A company identity continues to be a key consideration for potential candidates, with one-third of job-seekers saying brand and reputation is “very important” while evaluating a job prospect. A recent study of US workers led by Self Management Group (SMG) echoed this sentiment, with 63% of respondents saying they accepted a job offer because they believed in the mission or cause of a company.
Understand that a job-seeker may choose you not just for the position offered, but for who you are as a company. While competitive compensation remains most attractive to prospective hires, other intangible assets including company culture, office collaboration, camaraderie, and work-life balance rank highly according to employers. In select industries such as the healthcare field, workers are likely to accept less money for a better workplace culture.

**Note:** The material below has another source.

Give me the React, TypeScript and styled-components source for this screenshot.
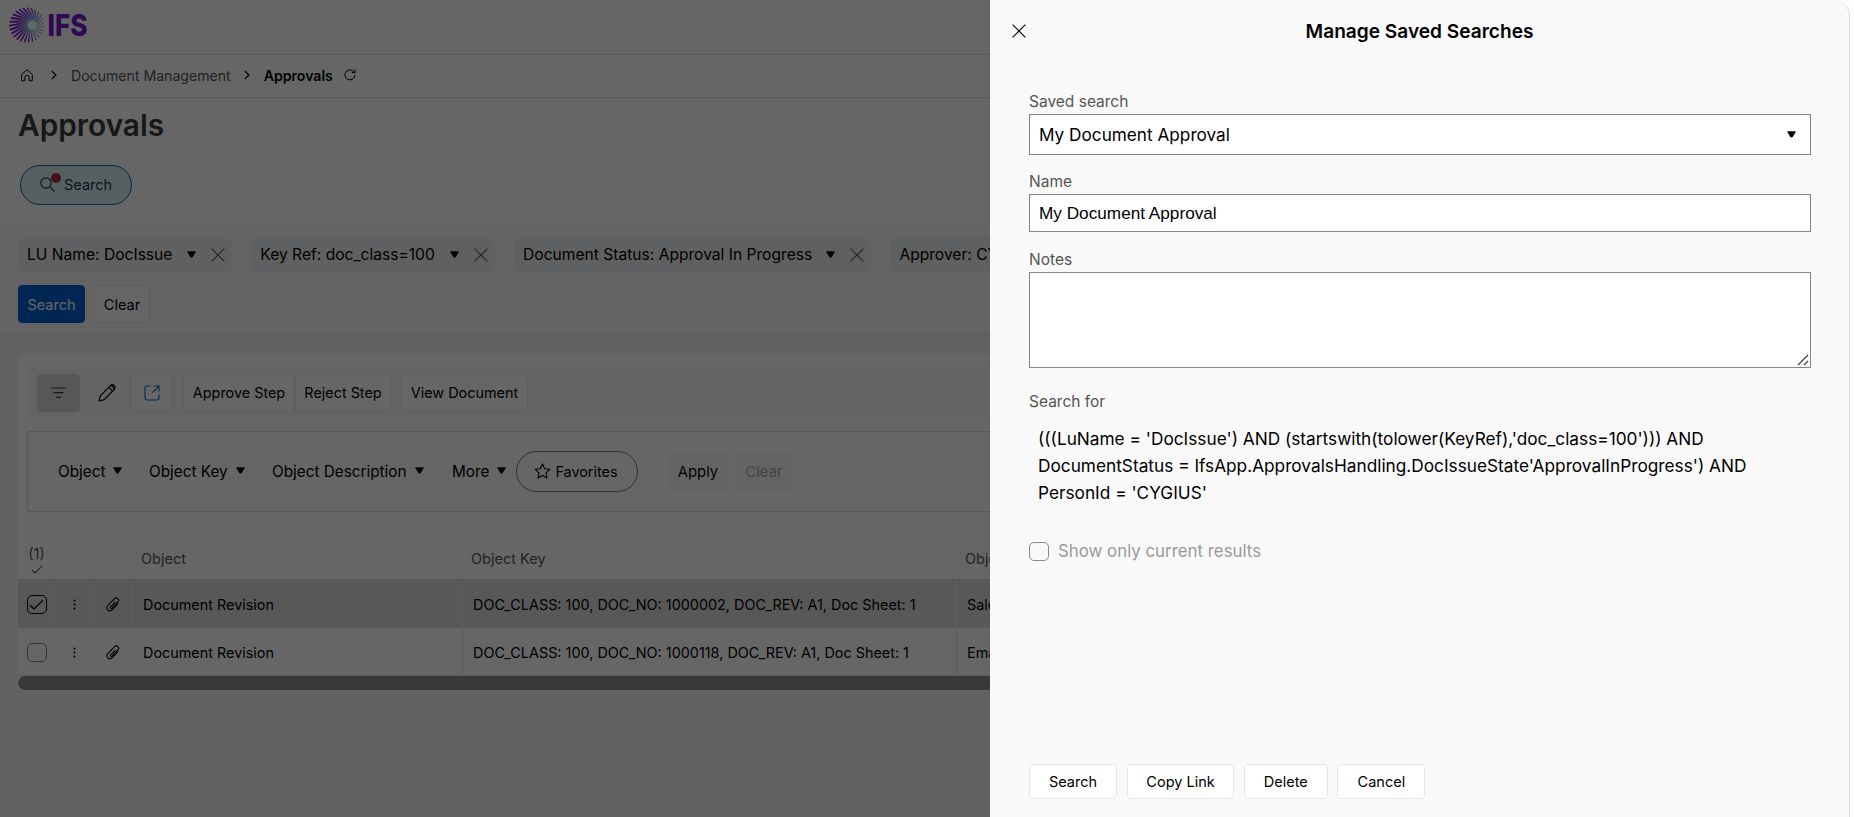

If your company cannot compete on market salary, it’s important to differentiate your employer brand through these other methods. Look at your competitor workplace reviews online and identify trends. Typically, compensation (either good or bad) is quickly mentioned, while an office environment and the overall workplace atmosphere is elaborated on in much greater detail.
Use and react to this information. Make lasting changes internally to outperform your job-market competitors based on what their workers are telling you.
Past employees leave the majority of online workplace reviews. Get ahead of these assessments by gaining insight from your outgoing workers as they leave. Set in place a comprehensive exit-interview process to understand why candidates accepted your original offer, what kept them around, and why they are now leaving.
Data collected by SMG from over 1,400 web-based exit interviews shows that 68% of US workers leave within one year of accepting a new role. The same study found that 55% leave after only 6 months.
While unfortunate for recruiting, this quick turnover can ensure that you are collecting regular and recent data within your exit-interview process. Use this to proactively respond to negative factors and work toward improving the opinion workers leave with.
When satisfied, workers are happy to leave a positive recommendation of your workplace.
As it stands, your company is already in a good state among exiting employees according to the SMG study, with 75% of US respondents indicating that they’d recommend their past employer as a “good place to work”. It’s important to capitalize on this good will and improve the word of mouth generated around your company.
Recognize employee frustrations and respond accordingly.
Give your current employees multiple opportunities to voice their opinion and evaluate their engagement within your organization.
Across the US workforce there is room to improve employer-employee relations. A recent assessment on the American workplace shows that only 33% of US employees feel engaged at work.
At the top, organizations are well aware of this deficit, with 87% citing culture and engagement as one of their top workplace challenges to overcome. Worker engagement is a key contributing factor toward a positive employer brand.
By integrating employee pulse surveys, ongoing performance reviews, employee engagement initiatives, and other qualitative assessments at regular intervals, your HR team can quickly identify operational pain points. By working directly with these troubled workers and departments, a shift in company culture can begin to take place through an investment into appropriate solutions.
A recent study into human capital trends suggests employers elevate employee experience, designate senior leaders to own this process, embrace internal assessments, assess how other companies handle engagement, gain C-suite buy-in, and measure progression. All of these steps are in pursuit of a holistic approach toward employee engagement where human capital is effectively managed and seen as a worthwhile investment.
This internal investment has real return, with companies increasing year-over-year revenue by as much as 26% compared to those who have no formal employee engagement program in place.
Ignoring this will cost you.
There are direct financial costs attached to poor employer branding. As your company grows, these financial risk grow in comparison.
A recent study conducted by LinkedIn revealed that US organizations with 10,000 employees can expect to pay out $7.6 million in additional wages as a result of poor employer branding. This same study states that employers who do not invest in reputational branding could pay an additional $4,723 for each new employee hired.
Your performance in the job-market will take a direct hit too. When polled, 69% of unemployed job-seekers said they would not accept a job offer from a company with a bad reputation. In a candidate-driven market, applicants can afford to be choosey, and will be, when selecting their next employer.
- The online reputation your company holds directly impacts your hiring capability and performance in attracting top talent available in the job market.
- We are currently in a candidate-driven job market in which employers have put an increased emphasis on strategic hiring, retention, and employee engagement.
- A positive employer brand is highly sought after by job seekers. Identify steps toward improving company culture, office camaraderie, and the work-life balance for your staff.
- Influence the tone of the online reviews left by your employees. Gain insight from your current and outgoing workforce, make changes to head off recurring issues, and reap the reciprocal employer brand benefits as employees advocate on your behalf.
- There are proven financial repercussions that stem from a negative or underdeveloped employer brand.
Moving forward with employee engagement.
Following the steps laid out here is only a start toward improving employer brand and job-market performance.
What initiatives does your company have in place to improve talent acquisition? What are you doing to build your employer brand and company culture? How do you respond to worker feedback?